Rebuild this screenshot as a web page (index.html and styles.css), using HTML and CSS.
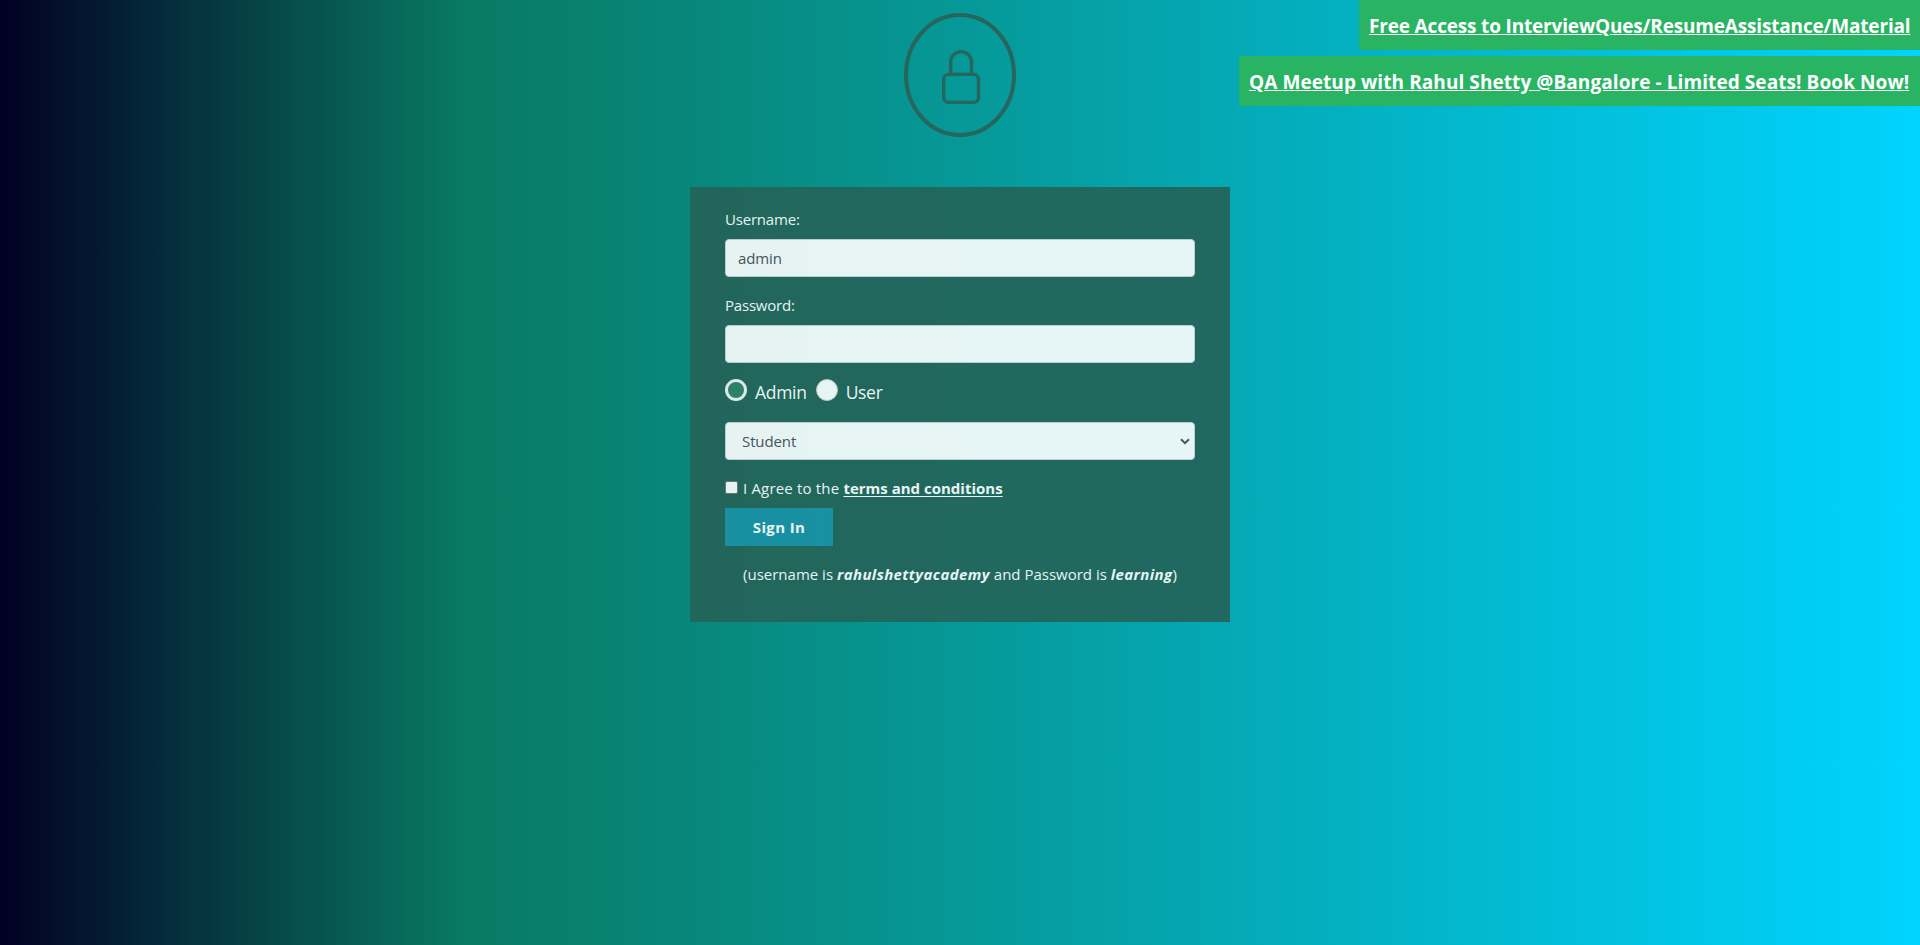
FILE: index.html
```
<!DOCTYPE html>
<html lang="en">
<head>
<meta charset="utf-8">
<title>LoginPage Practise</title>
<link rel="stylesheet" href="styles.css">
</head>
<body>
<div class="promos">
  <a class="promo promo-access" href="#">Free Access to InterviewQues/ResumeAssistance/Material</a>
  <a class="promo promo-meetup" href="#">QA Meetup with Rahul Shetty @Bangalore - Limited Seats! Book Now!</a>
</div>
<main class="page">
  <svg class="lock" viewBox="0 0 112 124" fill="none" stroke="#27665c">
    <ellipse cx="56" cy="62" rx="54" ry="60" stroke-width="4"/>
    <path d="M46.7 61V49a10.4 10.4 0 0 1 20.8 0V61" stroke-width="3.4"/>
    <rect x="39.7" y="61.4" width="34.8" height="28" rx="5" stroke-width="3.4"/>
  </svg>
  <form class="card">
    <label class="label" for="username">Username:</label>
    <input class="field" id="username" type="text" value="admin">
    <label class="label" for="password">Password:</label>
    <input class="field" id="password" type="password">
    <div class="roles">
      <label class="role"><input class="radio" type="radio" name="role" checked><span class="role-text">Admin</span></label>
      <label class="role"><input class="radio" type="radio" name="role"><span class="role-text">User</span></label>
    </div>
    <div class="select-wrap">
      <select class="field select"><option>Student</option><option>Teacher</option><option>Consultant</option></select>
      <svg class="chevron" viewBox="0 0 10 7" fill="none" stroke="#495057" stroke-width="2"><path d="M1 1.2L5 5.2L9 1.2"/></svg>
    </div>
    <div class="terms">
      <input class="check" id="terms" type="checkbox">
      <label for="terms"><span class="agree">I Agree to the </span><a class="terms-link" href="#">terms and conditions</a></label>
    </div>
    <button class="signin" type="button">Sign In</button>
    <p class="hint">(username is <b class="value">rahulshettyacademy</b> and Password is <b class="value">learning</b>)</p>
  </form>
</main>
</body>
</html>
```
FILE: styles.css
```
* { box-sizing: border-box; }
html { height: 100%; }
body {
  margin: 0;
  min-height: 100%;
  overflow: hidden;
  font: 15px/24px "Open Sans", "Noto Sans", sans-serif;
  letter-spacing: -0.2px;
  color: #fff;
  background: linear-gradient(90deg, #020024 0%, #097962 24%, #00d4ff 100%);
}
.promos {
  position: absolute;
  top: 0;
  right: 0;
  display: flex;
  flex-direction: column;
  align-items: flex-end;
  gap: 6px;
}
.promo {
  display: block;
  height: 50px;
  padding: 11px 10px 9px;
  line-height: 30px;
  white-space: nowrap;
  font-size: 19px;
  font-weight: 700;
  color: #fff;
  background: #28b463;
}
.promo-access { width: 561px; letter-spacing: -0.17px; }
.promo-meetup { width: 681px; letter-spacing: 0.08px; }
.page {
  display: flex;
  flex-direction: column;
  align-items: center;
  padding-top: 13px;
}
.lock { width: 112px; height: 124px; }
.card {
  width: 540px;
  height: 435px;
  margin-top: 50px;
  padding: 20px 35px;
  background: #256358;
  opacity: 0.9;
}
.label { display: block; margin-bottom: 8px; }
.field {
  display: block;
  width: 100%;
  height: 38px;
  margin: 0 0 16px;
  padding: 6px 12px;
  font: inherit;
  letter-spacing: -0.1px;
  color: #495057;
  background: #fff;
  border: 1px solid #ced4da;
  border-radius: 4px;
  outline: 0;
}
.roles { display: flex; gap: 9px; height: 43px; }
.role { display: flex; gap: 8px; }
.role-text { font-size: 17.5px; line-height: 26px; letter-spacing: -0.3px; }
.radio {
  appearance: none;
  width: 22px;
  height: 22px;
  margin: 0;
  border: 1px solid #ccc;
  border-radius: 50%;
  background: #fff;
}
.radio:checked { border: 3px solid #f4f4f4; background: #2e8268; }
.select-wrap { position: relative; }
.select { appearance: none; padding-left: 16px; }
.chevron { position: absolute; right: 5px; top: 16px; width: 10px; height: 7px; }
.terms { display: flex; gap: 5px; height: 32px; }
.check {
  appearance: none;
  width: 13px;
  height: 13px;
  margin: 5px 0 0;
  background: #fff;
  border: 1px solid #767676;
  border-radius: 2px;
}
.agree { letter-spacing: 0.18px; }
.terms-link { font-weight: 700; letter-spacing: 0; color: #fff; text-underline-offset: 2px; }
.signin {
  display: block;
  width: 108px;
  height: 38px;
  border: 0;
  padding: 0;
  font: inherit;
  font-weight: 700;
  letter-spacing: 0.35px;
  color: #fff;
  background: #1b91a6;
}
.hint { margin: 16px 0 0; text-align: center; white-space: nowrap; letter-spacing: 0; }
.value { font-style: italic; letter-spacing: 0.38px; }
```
○ ○ ○ ○ ○ ○ ○
**Problem description:**
Except for the pictures, copy the material above exactly.

**Finished answer:**
Rebuild this screenshot as a web page (index.html and styles.css), using HTML and CSS.
FILE: index.html
```
<!DOCTYPE html>
<html lang="en">
<head>
<meta charset="utf-8">
<title>LoginPage Practise</title>
<link rel="stylesheet" href="styles.css">
</head>
<body>
<div class="promos">
  <a class="promo promo-access" href="#">Free Access to InterviewQues/ResumeAssistance/Material</a>
  <a class="promo promo-meetup" href="#">QA Meetup with Rahul Shetty @Bangalore - Limited Seats! Book Now!</a>
</div>
<main class="page">
  <svg class="lock" viewBox="0 0 112 124" fill="none" stroke="#27665c">
    <ellipse cx="56" cy="62" rx="54" ry="60" stroke-width="4"/>
    <path d="M46.7 61V49a10.4 10.4 0 0 1 20.8 0V61" stroke-width="3.4"/>
    <rect x="39.7" y="61.4" width="34.8" height="28" rx="5" stroke-width="3.4"/>
  </svg>
  <form class="card">
    <label class="label" for="username">Username:</label>
    <input class="field" id="username" type="text" value="admin">
    <label class="label" for="password">Password:</label>
    <input class="field" id="password" type="password">
    <div class="roles">
      <label class="role"><input class="radio" type="radio" name="role" checked><span class="role-text">Admin</span></label>
      <label class="role"><input class="radio" type="radio" name="role"><span class="role-text">User</span></label>
    </div>
    <div class="select-wrap">
      <select class="field select"><option>Student</option><option>Teacher</option><option>Consultant</option></select>
      <svg class="chevron" viewBox="0 0 10 7" fill="none" stroke="#495057" stroke-width="2"><path d="M1 1.2L5 5.2L9 1.2"/></svg>
    </div>
    <div class="terms">
      <input class="check" id="terms" type="checkbox">
      <label for="terms"><span class="agree">I Agree to the </span><a class="terms-link" href="#">terms and conditions</a></label>
    </div>
    <button class="signin" type="button">Sign In</button>
    <p class="hint">(username is <b class="value">rahulshettyacademy</b> and Password is <b class="value">learning</b>)</p>
  </form>
</main>
</body>
</html>
```
FILE: styles.css
```
* { box-sizing: border-box; }
html { height: 100%; }
body {
  margin: 0;
  min-height: 100%;
  overflow: hidden;
  font: 15px/24px "Open Sans", "Noto Sans", sans-serif;
  letter-spacing: -0.2px;
  color: #fff;
  background: linear-gradient(90deg, #020024 0%, #097962 24%, #00d4ff 100%);
}
.promos {
  position: absolute;
  top: 0;
  right: 0;
  display: flex;
  flex-direction: column;
  align-items: flex-end;
  gap: 6px;
}
.promo {
  display: block;
  height: 50px;
  padding: 11px 10px 9px;
  line-height: 30px;
  white-space: nowrap;
  font-size: 19px;
  font-weight: 700;
  color: #fff;
  background: #28b463;
}
.promo-access { width: 561px; letter-spacing: -0.17px; }
.promo-meetup { width: 681px; letter-spacing: 0.08px; }
.page {
  display: flex;
  flex-direction: column;
  align-items: center;
  padding-top: 13px;
}
.lock { width: 112px; height: 124px; }
.card {
  width: 540px;
  height: 435px;
  margin-top: 50px;
  padding: 20px 35px;
  background: #256358;
  opacity: 0.9;
}
.label { display: block; margin-bottom: 8px; }
.field {
  display: block;
  width: 100%;
  height: 38px;
  margin: 0 0 16px;
  padding: 6px 12px;
  font: inherit;
  letter-spacing: -0.1px;
  color: #495057;
  background: #fff;
  border: 1px solid #ced4da;
  border-radius: 4px;
  outline: 0;
}
.roles { display: flex; gap: 9px; height: 43px; }
.role { display: flex; gap: 8px; }
.role-text { font-size: 17.5px; line-height: 26px; letter-spacing: -0.3px; }
.radio {
  appearance: none;
  width: 22px;
  height: 22px;
  margin: 0;
  border: 1px solid #ccc;
  border-radius: 50%;
  background: #fff;
}
.radio:checked { border: 3px solid #f4f4f4; background: #2e8268; }
.select-wrap { position: relative; }
.select { appearance: none; padding-left: 16px; }
.chevron { position: absolute; right: 5px; top: 16px; width: 10px; height: 7px; }
.terms { display: flex; gap: 5px; height: 32px; }
.check {
  appearance: none;
  width: 13px;
  height: 13px;
  margin: 5px 0 0;
  background: #fff;
  border: 1px solid #767676;
  border-radius: 2px;
}
.agree { letter-spacing: 0.18px; }
.terms-link { font-weight: 700; letter-spacing: 0; color: #fff; text-underline-offset: 2px; }
.signin {
  display: block;
  width: 108px;
  height: 38px;
  border: 0;
  padding: 0;
  font: inherit;
  font-weight: 700;
  letter-spacing: 0.35px;
  color: #fff;
  background: #1b91a6;
}
.hint { margin: 16px 0 0; text-align: center; white-space: nowrap; letter-spacing: 0; }
.value { font-style: italic; letter-spacing: 0.38px; }
```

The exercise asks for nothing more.